Si le phénomène a ralenti au cours des derniers mois, sous l'effet d'une vigilance accrue des autorités polonaises, l'entrée de la Pologne dans l'espace Schengen, le 21 décembre, et la suppression totale des contrôles aux frontières pourraient bien annoncer une recrudescence du trafic. Au QG régional des garde-frontières, le porte-parole Jacek Ogrodowicz l'admet : "Personne ne se fait d'illusions. Ce trafic pourrait se renforcer, malgré la présence de nos patrouilles mobiles." Sous couvert d'activités de transport, de commerce ou de traitement des déchets, des entreprises polonaises prennent contact avec des sociétés allemandes, néerlandaises, suédoises, danoises, belges ou autrichiennes et proposent de les débarrasser à bon prix de leurs détritus, dans des décharges, des entrepôts désaffectés ou en pleine nature. Certaines spécialités ont fait leur apparition, comme le trafic de vieux vêtements en provenance d'Allemagne.
Le volume du trafic reste encore mal connu. "Des centaines de milliers de tonnes ont migré de l'Ouest vers la Pologne. Jusqu'à 300000 tonnes par an", estime Dariusz Matlak, président de la Chambre polonaise de gestion des déchets, à Varsovie. "Impossible à évaluer", tempère-t-on à l'Association polonaise du traitement des déchets, une ONG basée à Cracovie.
"Ce trafic a plusieurs visages, allant du transport artisanal de 1 ou 2 tonnes de déchets à des transits importants, aux mains de groupes criminels organisés", avertit la procureure Beata Nowakowska, de la cour d'appel de Szczecin (nord-ouest), admettant au passage ne pas pouvoir chiffrer précisément les revenus de ce "trafic lucratif", aucun réseau à grande échelle n'ayant encore été démantelé.
Pour prévenir une recrudescence du trafic, la Pologne vient d'affûter ses outils législatifs. En juin, l'article 183 de son code pénal a été revu et corrigé pour élargir les responsabilités en matière de transport illégal de déchets internationaux, désormais passible de six mois à huit ans de prison. Parallèlement, les services de protection de l'environnement peuvent désormais imposer des amendes allant de 50000 à 300000 zlotys (13 900 à 83 400 euros).

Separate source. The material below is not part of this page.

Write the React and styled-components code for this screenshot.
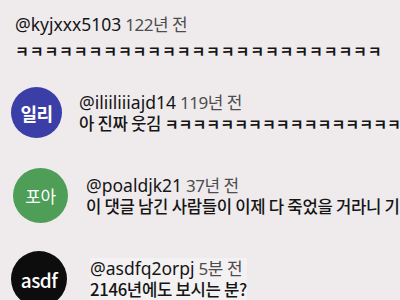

"Dans cinq ans, les coûts polonais de traitement des déchets rattraperont le niveau ouest-européen et donneront un vrai coup de frein au trafic, conclut l'inspectrice Kolodziej-Nowakowska. La Pologne devra alors relever un autre défi : lutter contre l'exportation illégale de ses propres déchets vers l'Asie ou l'Afrique."